What, exactly, is the big tragedy that "must be addressed?" That the housing bubble burst? Good, I'm glad it burst, now housing is more affordable. That the stock markets went down? OK, that is not good, but its hardly the end of the world, either. For all the BS propaganda about wide-spread stock ownership, the overwhelming majority of it is owned by the rich and the super rich, and the institutions they control. So what if someone who owned a hundred million dollars of stock last year now "only" owns sixty million? How much of that hundred million was the result of a rising stock market? Very little of this alleged "catastrophic loss" of assets is anything more than the trimming of paper profits. To me, and to most people, the price of gas and the price of food is a lot more important, and, the lower the better. Sure, some middle class people dabbled in the market, many of them beyond their means. But, whose fault is that? Everyone knows that stocks are risky investments. These people would have been fine if they just bought municipal bonds or CDs. You can't take all the upside gains as just par for the course, as your due, and then go crying to "the government" when you get bit by the downside risk. Nobody forced anyone to buy stock, TS if that stock is now worth less than it was before.

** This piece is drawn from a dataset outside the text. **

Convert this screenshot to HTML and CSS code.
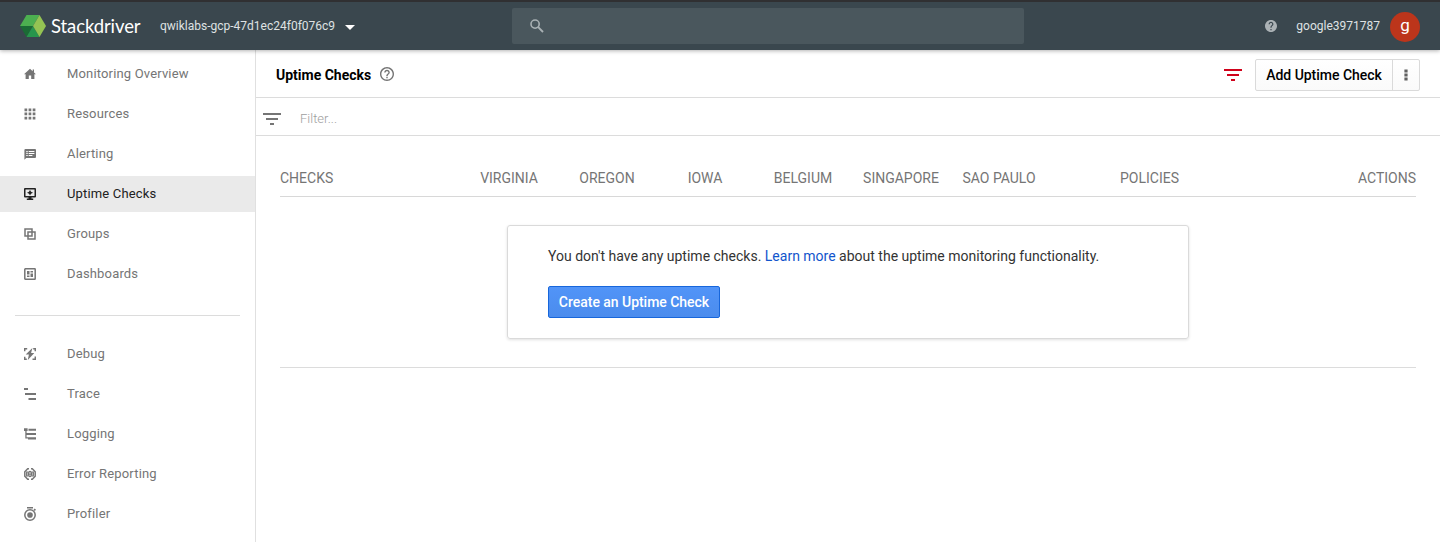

The only economic indicator I see as troubling is the unemployment rate. A modest, short term stimulus to keep household incomes in the middle class and below from falling off the cliff due to layoffs may well be indicated. But, another trillion dollars? Why?

Let all the bad debt be written off. Let's start shoveling ourselves out of the pit we have dug, not dig down further. Put a few people to work shoring up the infrastructure (roads, bridges, etc.) which is almost a good investment anyway. But, please, don't drive us deeper and deeper into debt.